Lou Apo said:How about that. Well I am as surprised as all the other folks on that thread. Typically network adapter chips have a permanent ROM burned MAC with only fancy ones allowing that to be over-ridden. Though I think even those still have a hard coded one hiding in the background when using mac spoofing. It kind of defeats the whole concept of MAC to not have it hard coded. Maybe Elk isn't using a NIC chip but rather firmware written onto a more generic chip to function as a nic. I haven't looked up all the chips on the board to even have a guess, but somehow it wouldn't surprise me.

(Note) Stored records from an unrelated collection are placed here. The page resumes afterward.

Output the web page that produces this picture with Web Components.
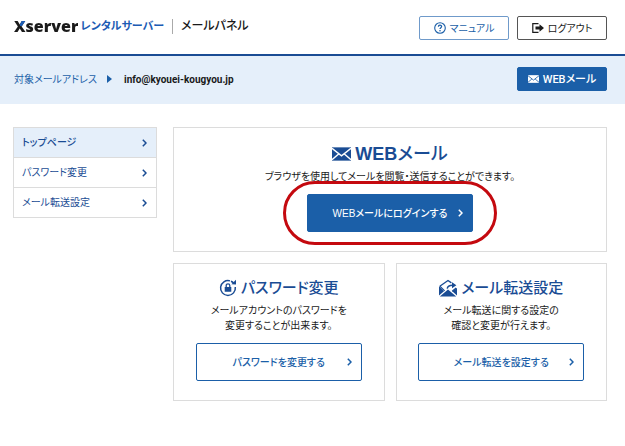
<!DOCTYPE html>
<html lang="ja">
<head>
<meta charset="utf-8">
<meta name="viewport" content="width=device-width, initial-scale=1">
<title>Xserver レンタルサーバー | メールパネル</title>
<style>
  :root {
    --blue: #1b5fa8;
    --navy: #1a4c94;
    --pale: #e5effa;
    --line: #dcdcdc;
    --ink: #1a1a1a;
  }
  body {
    margin: 0;
    background: #fff;
    color: var(--ink);
    font-family: Roboto, "Noto Sans CJK JP", sans-serif;
    font-size: 10px;
    line-height: 15px;
    font-feature-settings: "palt", "kern";
  }
</style>
</head>
<body>
<mail-panel></mail-panel>

<script>
const ICONS = {
  mail: ['0 0 20 14', `
    <path fill="currentColor" d="M0 0h20v14H0z"/>
    <path fill="none" stroke="var(--icon-bg, #fff)" stroke-width="1.5" d="M0 1l10 8 10-8M0 13l7-6M20 13l-7-6"/>`],
  help: ['0 0 12 12', `
    <circle cx="6" cy="6" r="5.3" fill="none" stroke="currentColor" stroke-width="1.1"/>
    <path fill="none" stroke="currentColor" stroke-width="1.3" d="M4.4 4.7C4.4 2.7 7.6 2.7 7.6 4.6 7.6 5.8 6 5.7 6 7.1"/>
    <circle cx="6" cy="8.7" r=".8" fill="currentColor"/>`],
  logout: ['0 0 12 10', `
    <path fill="none" stroke="currentColor" stroke-width="1.2" d="M6.5 .7H.8v8.6h5.7"/>
    <path fill="currentColor" d="M3.5 3.4h4V1.2L12 5 7.5 8.8V6.6h-4z"/>`],
  lock: ['0 0 18 18', `
    <path fill="none" stroke="currentColor" stroke-width="1.5" d="M11 1.9A7.4 7.4 0 1 0 16.3 8M12 2.2A7.4 7.4 0 0 1 14.6 4"/>
    <path fill="currentColor" d="M12.4 5.2L17 5.6V.8zM5.7 8h6.6v4.8H5.7z"/>
    <path fill="none" stroke="currentColor" stroke-width="1.3" d="M7.2 8.2V6.6a1.8 1.8 0 0 1 3.6 0v1.6"/>`],
  forward: ['0 0 18 17', `
    <path fill="none" stroke="currentColor" stroke-width="1.3" d="M.8 6.8L9 1l3.4 2.4M.8 6.6l4.8 4.8M17.2 8.4l-4 3.4"/>
    <path fill="currentColor" d="M0 6.8L5 11.8 0 16zM18 8.4V16l-4.8-4.2zM.8 17L9 10l8.2 7z"/>
    <path fill="none" stroke="currentColor" stroke-width="1.5" d="M8.2 9.2C8.6 6.8 10.4 5.8 13.6 5.8"/>
    <path fill="currentColor" d="M13 2.8L17.4 5.8 13 8.8z"/>`],
  chevron: ['0 0 5 8', `
    <path fill="none" stroke="currentColor" stroke-width="1.5" d="M.8 .8L4 4 .8 7.2"/>`]
};

class PanelIcon extends HTMLElement {
  connectedCallback() {
    const [box, shapes] = ICONS[this.getAttribute('name')];
    this.attachShadow({ mode: 'open' }).innerHTML = `
      <style>
        :host { display: block; flex: none; }
        svg { display: block; width: 100%; height: 100%; }
      </style>
      <svg viewBox="${box}" aria-hidden="true">${shapes}</svg>
    `;
  }
}

class PanelButton extends HTMLElement {
  connectedCallback() {
    this.attachShadow({ mode: 'open' }).innerHTML = `
      <style>
        :host { display: block; }
        button {
          display: flex;
          align-items: center;
          justify-content: center;
          gap: 4px;
          box-sizing: border-box;
          width: 100%;
          height: 24px;
          padding: 0;
          border: 1px solid var(--edge, currentColor);
          border-radius: 2px;
          background: #fff;
          color: inherit;
          font: inherit;
          font-feature-settings: inherit;
          cursor: pointer;
        }
        :host([solid]) button {
          background: var(--blue);
          border-color: var(--blue);
          color: #fff;
        }
        :host([large]) button {
          display: grid;
          grid-template-columns: 1fr auto 1fr;
          height: 38px;
          padding: 0 9px;
          font-family: "Liberation Sans", "Noto Sans CJK JP", sans-serif;
          font-weight: 500;
        }
        .label { grid-column: 2; white-space: nowrap; }
        .chevron { display: none; width: 5px; height: 8px; justify-self: end; }
        :host([large]) .chevron { display: block; }
      </style>
      <button type="button">
        <slot name="icon"></slot>
        <span class="label"><slot></slot></span>
        <panel-icon class="chevron" name="chevron"></panel-icon>
      </button>
    `;
  }
}

class PanelHeader extends HTMLElement {
  connectedCallback() {
    this.attachShadow({ mode: 'open' }).innerHTML = `
      <style>
        :host { display: block; }
        header {
          display: flex;
          align-items: flex-start;
          gap: 8px;
          padding: 16px 18px 14px 14px;
          border-bottom: 2px solid var(--navy);
        }
        .brand {
          display: flex;
          flex: 1;
          align-items: center;
          white-space: nowrap;
          font-size: 11px;
          font-weight: 700;
        }
        .logo {
          /* blue tip on the upper right arm of the X */
          background:
            linear-gradient(#1c5cb4, #1c5cb4) 6px 0 / 6px 10px no-repeat,
            var(--ink);
          background-clip: text;
          -webkit-background-clip: text;
          color: transparent;
          font: 800 16px/20px "Open Sans", sans-serif;
        }
        .service { margin: 0 8px 0 2px; color: #1c5cb4; }
        .product { padding-left: 8px; border-left: 1px solid #aaa; font-size: 12px; font-weight: 500; }
        panel-button { width: 90px; --edge: #555; }
        .manual { color: var(--blue); --edge: #6f9aca; }
        panel-icon { width: 12px; height: 12px; }
      </style>
      <header>
        <div class="brand">
          <span class="logo">Xserver</span>
          <span class="service">レンタルサーバー</span>
          <span class="product">メールパネル</span>
        </div>
        <panel-button class="manual"><panel-icon slot="icon" name="help"></panel-icon>マニュアル</panel-button>
        <panel-button><panel-icon slot="icon" name="logout"></panel-icon>ログアウト</panel-button>
      </header>
    `;
  }
}

class AccountBar extends HTMLElement {
  connectedCallback() {
    this.attachShadow({ mode: 'open' }).innerHTML = `
      <style>
        :host {
          display: flex;
          align-items: center;
          padding: 11px 18px 13px 14px;
          background: var(--pale);
        }
        .label { color: var(--blue); }
        .arrow {
          margin: 0 12px 0 10px;
          border: solid transparent;
          border-width: 4px 0 4px 5px;
          border-left-color: var(--blue);
        }
        .address { flex: 1; font-weight: 700; }
        panel-button { width: 90px; font-size: 11px; font-weight: 500; }
        panel-icon { --icon-bg: var(--blue); width: 11px; height: 8px; }
      </style>
      <span class="label">対象メールアドレス</span>
      <span class="arrow"></span>
      <span class="address"><slot></slot></span>
      <panel-button solid><panel-icon slot="icon" name="mail"></panel-icon>WEBメール</panel-button>
    `;
  }
}

class SideMenu extends HTMLElement {
  connectedCallback() {
    this.attachShadow({ mode: 'open' }).innerHTML = `
      <style>
        :host { display: block; }
        nav { border: 1px solid var(--line); }
        a {
          display: flex;
          align-items: center;
          justify-content: space-between;
          height: 29px;
          padding: 0 9px 0 8px;
          color: var(--navy);
          text-decoration: none;
        }
        a + a { border-top: 1px solid var(--line); }
        a[aria-current] { background: var(--pale); font-weight: 500; }
        panel-icon { width: 5px; height: 8px; }
      </style>
      <nav>
        <a href="#top" aria-current="page">トップページ<panel-icon name="chevron"></panel-icon></a>
        <a href="#password">パスワード変更<panel-icon name="chevron"></panel-icon></a>
        <a href="#forward">メール転送設定<panel-icon name="chevron"></panel-icon></a>
      </nav>
    `;
  }
}

class MenuCard extends HTMLElement {
  connectedCallback() {
    this.attachShadow({ mode: 'open' }).innerHTML = `
      <style>
        :host {
          display: flex;
          flex-direction: column;
          align-items: center;
          box-sizing: border-box;
          padding: 12px 8px 19px;
          border: 1px solid var(--line);
          text-align: center;
        }
        :host([marked]) { padding-top: 14px; }
        h2 {
          display: flex;
          align-items: center;
          gap: 4px;
          margin: 0;
          color: var(--navy);
          font-size: 15px;
          font-weight: 500;
          line-height: 24px;
          white-space: nowrap;
        }
        :host([marked]) h2 { font-size: 18px; }
        p { margin: 3px 0 10px; }
        .action { position: relative; width: 166px; color: var(--blue); }
        .ring {
          position: absolute;
          inset: -13px -24px;
          border: 3px solid #c4090f;
          border-radius: 32px;
          pointer-events: none;
        }
        :host(:not([marked])) .ring { display: none; }
      </style>
      <h2><slot name="icon"></slot><span><slot name="title"></slot></span></h2>
      <p><slot></slot></p>
      <div class="action">
        <slot name="action"></slot>
        <div class="ring"></div>
      </div>
    `;
  }
}

class MailPanel extends HTMLElement {
  connectedCallback() {
    this.attachShadow({ mode: 'open' }).innerHTML = `
      <style>
        :host { display: block; }
        .body {
          display: grid;
          grid-template-columns: 144px 1fr;
          align-items: start;
          gap: 16px;
          padding: 23px 18px 44px 13px;
        }
        main {
          display: grid;
          grid-template-columns: 1fr 1fr;
          gap: 11px;
        }
        .wide { grid-column: 1 / -1; }
        .wide b { font-family: "Liberation Sans", sans-serif; }
        .mail { width: 19px; height: 14px; }
        .lock, .forward { width: 18px; height: 18px; }
      </style>
      <panel-header></panel-header>
      <account-bar>info@kyouei-kougyou.jp</account-bar>
      <div class="body">
        <side-menu></side-menu>
        <main>
          <menu-card class="wide" marked>
            <panel-icon class="mail" slot="icon" name="mail"></panel-icon>
            <span slot="title"><b>WEB</b>メール</span>
            ブラウザを使用してメールを閲覧・送信することができます。
            <panel-button slot="action" solid large>WEBメールにログインする</panel-button>
          </menu-card>
          <menu-card>
            <panel-icon class="lock" slot="icon" name="lock"></panel-icon>
            <span slot="title">パスワード変更</span>
            メールアカウントのパスワードを<br>変更することが出来ます。
            <panel-button slot="action" large>パスワードを変更する</panel-button>
          </menu-card>
          <menu-card>
            <panel-icon class="forward" slot="icon" name="forward"></panel-icon>
            <span slot="title">メール転送設定</span>
            メール転送に関する設定の<br>確認と変更が行えます。
            <panel-button slot="action" large>メール転送を設定する</panel-button>
          </menu-card>
        </main>
      </div>
    `;
  }
}

customElements.define('panel-icon', PanelIcon);
customElements.define('panel-button', PanelButton);
customElements.define('panel-header', PanelHeader);
customElements.define('account-bar', AccountBar);
customElements.define('side-menu', SideMenu);
customElements.define('menu-card', MenuCard);
customElements.define('mail-panel', MailPanel);
</script>
</body>
</html>
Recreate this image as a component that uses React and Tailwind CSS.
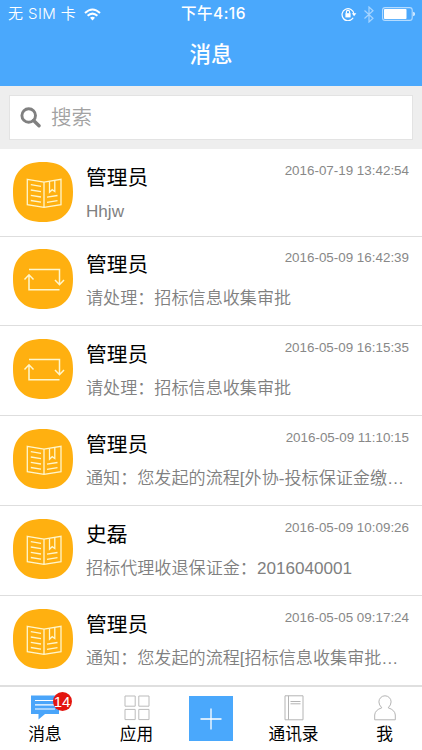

I especially like the badbadbad mac. It's like someone was playing a joke.
Has anyone ever heard of this happening on something aside from an Elk XEP?
I've never seen a device that changed its default MAC address before. But I can see how it could happen in the M1XEP.
At a company I used to work for, many programmers would write hex data such as 0xBAD, 0xDEAD, 0xDEADBEEF and 0xDEAF into memory as a signal the something went wrong. Nice way to make it obvious to someone reading a memory dump.
For most Elk users, this isn't too bad a problem as long as you realize the address has changed and reconfigure things. But in a situation where there are two or M1's, each with an XEP on the same network, what do you do when they both change to the same MAC address? Seems like you would need to send them back to Elk for repair (until the next time it happens).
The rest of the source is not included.